The Tobacco Plain Packaging Act 2011 in Australia has set in motion a global debate. The act mandates that the design of tobacco products and their packaging is standardised so that only the brand name can be retained, in a standard typeface, colour and size.
Unsurprisingly, the passing of this act was met with strong resistance from the tobacco industry, both Down Under and abroad. Legal challenges have been raised at the World Trade Organization (WTO) to decide if there was a breach of the TRIPS Agreement, which guarantees intellectual property rights protection according to TRIPS standards.
In Malaysia, this international development is being monitored with much interest because the prospect of similar plain packaging regulations being implemented here is very real. Since 2008, mandatory pictorial health warnings have been imposed by the Control of Tobacco Product (Amendment) Regulations 2008 on tobacco products for sale locally. If implemented, plain packaging restrictions will further invade into the remaining space and strip such products of any distinguishing trademark identity, save for the mark itself in plain font.
To assist in the study of this contentious issue, the Malaysian Intellectual Property Association (MIPA) recently conducted a survey among its members. While the current stand taken by MIPA is neutral, the feedback received has revealed interesting insights among its diverse membership. To some extent, the views raised do mirror what has been similarly levelled on the international platform.
It is indisputable that smoking is adverse to human health. However, the question remains whether a government can prevent the use of a tobacco trademark as a matter of public policy when the mark is not misleading or contrary to public morals. How do we strike a balance between protecting public health and safety without intruding upon trademark use excessively or more than necessary? The implications for the trademark rights of tobacco stakeholders must not be side-stepped.
"It makes little sense to give a trademark its protection and at the same time remove its use on a lawfully available product."
Trademarks are recognised as a valuable asset of a manufacturer to distinguish its goods from similar wares of the competition and educate consumers on brand loyalty. Owners often invest heavily in protecting and using their brands. They are commercially rewarded when consumers are willing to pay more for such branded products, compared to competing offerings in the market.
Consumers rely on trademarks to distinguish products at a glance by way of fanciful designs, colours, images and logos on the packaging. If these identifying elements are removed, consumer loyalty may be affected because consumers may perceive plainly packaged products as likely to be similar in quality.
Consumer choice is best served by access to information but by homogenising all packaging to be plain will erode any distinguishing elements and the function of a trademark. Government measures affecting product labelling have typically involved adding information to the label, enabling consumers to receive more information to make an informed purchase decision, not less.
As for the public health reasoning, there is no concrete evidence to support any suggestion that plain packaging cigarettes will successfully discourage smoking or change smoking behaviour. Fundamentally, the WTO does not view trademarks as good or bad based on the nature of the product. It makes little sense to give a trademark its protection and at the same time remove its use on a lawfully available product, especially where such use is essential to fulfil core functions of a trademark. Plain packaging will enable counterfeit packaging to be even more easily reproduced, at lower cost and with fewer printing techniques needed.
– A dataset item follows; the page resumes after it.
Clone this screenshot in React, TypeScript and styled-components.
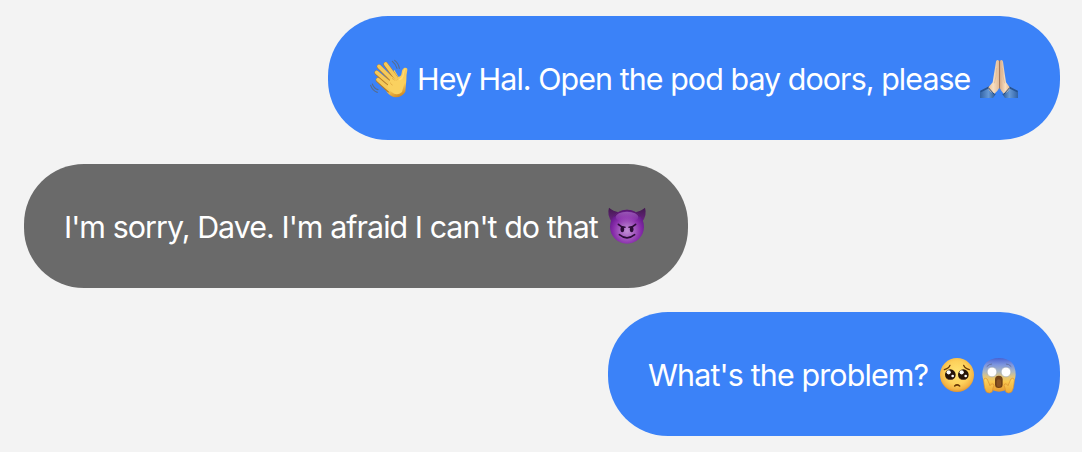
import React from "react";
import styled, { createGlobalStyle } from "styled-components";

const GlobalStyle = createGlobalStyle`
  * { box-sizing: border-box; }
  body { margin: 0; background: #f3f3f3; }
`;

const Conversation = styled.main`
  display: flex;
  flex-direction: column;
  gap: 24px;
  min-height: 452px;
  padding: 16px 22px 16px 24px;
  font-family: Inter, "Liberation Sans", sans-serif;
`;

const Bubble = styled.div<{ $sent?: boolean; $width: number }>`
  display: flex;
  align-items: center;
  justify-content: space-between;
  align-self: ${(p) => (p.$sent ? "flex-end" : "flex-start")};
  width: ${(p) => p.$width}px;
  height: 124px;
  padding: 0 40px;
  border-radius: 60px;
  background: ${(p) => (p.$sent ? "#3b82f8" : "#6a6a6a")};
  color: #fff;
`;

const Message = styled.span<{ $tracking: number }>`
  flex: 1;
  min-width: 0;
  padding-top: 2px;
  font-size: 30.4px;
  line-height: 40px;
  letter-spacing: ${(p) => p.$tracking}px;
  white-space: nowrap;
`;

const Emoji = styled.svg`
  display: block;
  flex: none;
  width: 42px;
  height: 42px;
`;

const LeadingEmoji = styled(Emoji)`
  margin-right: 7px;
`;

const Wave = () => (
  <LeadingEmoji viewBox="18 15 126 126" role="img" aria-label="waving hand">
    <defs>
      <linearGradient id="skin" gradientUnits="userSpaceOnUse" x1="60" y1="35" x2="105" y2="136">
        <stop offset="0" stopColor="#f3c557" />
        <stop offset=".72" stopColor="#fbcf5c" />
        <stop offset="1" stopColor="#d18a24" />
      </linearGradient>
    </defs>
    <g fill="none" stroke="#566c8d" strokeWidth="3.4" strokeLinecap="round">
      <path d="M91 28Q101 36 105 49M98 25Q110 34 112 49M31 96Q36 110 48 113M26 100Q32 117 46 121" />
    </g>
    <path d="M66 105L97 53L109 74Q118 74 119 62Q120 50 128 47Q137 46 136 54Q133 67 133 84L130 119Q121 135 101 136Q87 135 77 123Z" fill="url(#skin)" />
    <g fill="none" strokeLinecap="round">
      <path d="M71 37L101 78M51 44L88 82M44 62L80 94M48 84L80 114" stroke="#b97c24" strokeWidth="14" />
      <path d="M71 36L103 79M51 43L91 83M44 61L85 96M48 83L84 114" stroke="#f5c95a" strokeWidth="11" />
    </g>
    <path d="M88 74L106 87L121 73L127 94L120 120Q104 134 88 119L75 105Z" fill="#fad15f" />
    <path d="M84 92Q89 96 91 100M90 79Q96 82 99 86" fill="none" stroke="#dca03a" strokeWidth="2" />
    <path d="M129 51Q124 59 123 72Q121 79 113 83" fill="none" stroke="#ffdb74" strokeWidth="4" strokeLinecap="round" />
  </LeadingEmoji>
);

const Pray = () => (
  <Emoji viewBox="24 15 126 126" role="img" aria-label="folded hands">
    <defs>
      <linearGradient id="handLeft"><stop stopColor="#e9b887" /><stop offset=".45" stopColor="#f8dfc3" /><stop offset="1" stopColor="#e2ba95" /></linearGradient>
      <linearGradient id="handRight"><stop stopColor="#d6a983" /><stop offset=".55" stopColor="#f8dfc3" /><stop offset="1" stopColor="#e9b98a" /></linearGradient>
      <linearGradient id="cuffLeft"><stop stopColor="#3162a5" /><stop offset=".55" stopColor="#6699d6" /><stop offset="1" stopColor="#285591" /></linearGradient>
      <linearGradient id="cuffRight"><stop stopColor="#285591" /><stop offset=".45" stopColor="#6699d6" /><stop offset="1" stopColor="#3162a5" /></linearGradient>
    </defs>
    <path d="M30 117L56 103L77 127L69 138H30Z" fill="url(#cuffLeft)" />
    <path d="M144 117L118 103L97 127L105 138H144Z" fill="url(#cuffRight)" />
    <path d="M30 117L57 103L60 107L33 121Z" fill="#245293" />
    <path d="M144 117L117 103L114 107L141 121Z" fill="#245293" />
    <path d="M78 29Q79 23 84 24L88 28V107Q84 116 73 125Q59 120 54 107L68 91Q72 65 78 29Z" fill="url(#handLeft)" />
    <path d="M99 29Q98 23 93 24L89 28V107Q93 116 101 125Q115 120 120 107L108 91Q104 65 99 29Z" fill="url(#handRight)" />
    <path d="M88.5 26V109" stroke="#a87450" strokeWidth="2.6" />
    <path d="M80 48Q80 74 73 94M97 48Q97 74 104 94" fill="none" stroke="#dfb690" strokeWidth="2" />
    <path d="M54 106L73 127M120 106L101 127" stroke="#1d4580" strokeWidth="3" />
  </Emoji>
);

const Devil = () => (
  <Emoji viewBox="18 15 126 126" role="img" aria-label="smiling face with horns">
    <defs>
      <radialGradient id="devilFace" cx=".5" cy=".62" r=".56">
        <stop offset="0" stopColor="#c28fd6" /><stop offset=".36" stopColor="#a862c2" /><stop offset=".72" stopColor="#882cab" /><stop offset="1" stopColor="#661b8c" />
      </radialGradient>
      <linearGradient id="devilShine" x2="0" y2="1"><stop stopColor="#b579cb" stopOpacity=".65" /><stop offset="1" stopColor="#a75fc1" stopOpacity="0" /></linearGradient>
      <linearGradient id="horn" x2="0" y2="1"><stop stopColor="#42194e" /><stop offset="1" stopColor="#6c2485" /></linearGradient>
    </defs>
    <path d="M27 23Q38 33 61 38L36 66Q20 45 27 23ZM135 23Q124 33 101 38L126 66Q142 45 135 23Z" fill="url(#horn)" />
    <circle cx="81" cy="80" r="51" fill="url(#devilFace)" />
    <path d="M43 49Q60 31 81 31T119 49" fill="none" stroke="#5b1c6e" strokeWidth="4" />
    <ellipse cx="81" cy="51" rx="34" ry="16" fill="url(#devilShine)" />
    <ellipse cx="67" cy="88" rx="5.5" ry="9" fill="#2b0c37" />
    <ellipse cx="95" cy="88" rx="5.5" ry="9" fill="#2b0c37" />
    <g fill="none" stroke="#2b0c37" strokeLinecap="round">
      <path d="M55 73Q64 82 75 82M107 73Q98 82 87 82" strokeWidth="4.6" />
      <path d="M58 104Q81 123 104 104" strokeWidth="4.8" />
    </g>
  </Emoji>
);

const YellowFace = () => (
  <radialGradient id="yellowFace" cx=".5" cy=".43" r=".58">
    <stop offset="0" stopColor="#ffe573" /><stop offset=".6" stopColor="#fdd05a" /><stop offset=".85" stopColor="#f3b344" /><stop offset="1" stopColor="#dd902f" />
  </radialGradient>
);

const Pleading = () => (
  <Emoji viewBox="18 15 126 126" role="img" aria-label="pleading face">
    <defs><YellowFace /></defs>
    <circle cx="81" cy="81" r="51" fill="url(#yellowFace)" />
    <circle cx="61" cy="80" r="16" fill="#261409" /><circle cx="100" cy="80" r="16" fill="#261409" />
    <path d="M50 90Q61 99 72 90Q69 96 61 96T50 90ZM89 90Q100 99 111 90Q108 96 100 96T89 90Z" fill="#a77a5b" />
    <g fill="#fff"><circle cx="56" cy="73" r="6.4" /><circle cx="95" cy="73" r="6.4" /><circle cx="68" cy="84" r="4" /><circle cx="107" cy="84" r="4" /></g>
    <g fill="none" stroke="#673707" strokeWidth="3.8" strokeLinecap="round">
      <path d="M43 65Q56 62 60 52M118 65Q105 62 101 52" />
      <path d="M74 114Q81 107 89 114" strokeWidth="4.6" />
    </g>
  </Emoji>
);

const Scream = () => (
  <Emoji viewBox="144 15 126 126" role="img" aria-label="face screaming in fear">
    <defs>
      <linearGradient id="fear" x2="0" y2="1">
        <stop stopColor="#4862d2" /><stop offset=".2" stopColor="#7d95df" /><stop offset=".4" stopColor="#aab7c1" /><stop offset=".55" stopColor="#dfc57e" /><stop offset=".7" stopColor="#fac94f" /><stop offset="1" stopColor="#e4962e" />
      </linearGradient>
      <linearGradient id="palm" x2="0" y2="1"><stop stopColor="#ffd660" /><stop offset="1" stopColor="#eda935" /></linearGradient>
    </defs>
    <path d="M157 80Q157 31 207 30Q257 31 257 80Q256 103 239 118Q225 131 207 131Q189 131 175 118Q158 103 157 80Z" fill="url(#fear)" />
    <circle cx="186" cy="72" r="14.5" fill="#fff" stroke="#929da8" strokeWidth="1.5" />
    <circle cx="228" cy="72" r="14.5" fill="#fff" stroke="#929da8" strokeWidth="1.5" />
    <path d="M171 55Q177 48 185 48M229 48Q237 48 243 55" fill="none" stroke="#6472a1" strokeWidth="3" strokeLinecap="round" />
    <rect x="195" y="83" width="23" height="37" rx="11.5" fill="#704116" />
    <rect x="200" y="94" width="13" height="23" rx="6.5" fill="#875224" />
    <path d="M161 98Q161 90 167 91Q172 91 174 99L180 113Q185 105 190 108Q194 112 189 120L187 131Q179 139 169 132Q162 122 161 98Z" fill="url(#palm)" stroke="#d78b2d" strokeWidth="1.8" />
    <path d="M253 98Q253 90 247 91Q242 91 240 99L234 113Q229 105 224 108Q220 112 225 120L227 131Q235 139 245 132Q252 122 253 98Z" fill="url(#palm)" stroke="#d78b2d" strokeWidth="1.8" />
  </Emoji>
);

export default function App() {
  return (
    <>
      <GlobalStyle />
      <Conversation>
        <Bubble $sent $width={732}>
          <Wave />
          <Message $tracking={-0.93}>Hey Hal. Open the pod bay doors, please</Message>
          <Pray />
        </Bubble>
        <Bubble $width={664}>
          <Message $tracking={-0.95}>I'm sorry, Dave. I'm afraid I can't do that</Message>
          <Devil />
        </Bubble>
        <Bubble $sent $width={452}>
          <Message $tracking={-0.85}>What's the problem?</Message>
          <Pleading />
          <Scream />
        </Bubble>
      </Conversation>
    </>
  );
}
It can be understood that the tobacco industry feels unfairly singled out to be deprived of its trademark rights. This sets a dangerous technical precedent for similar plain packaging regulations towards products that are deemed unhealthy for the public, such as alcohol products, processed food, etc. The current mandatory health warnings, disclosure of product contents or characteristics and refusing misleading signs or advertising should be more than sufficient to reasonably police the tobacco industry.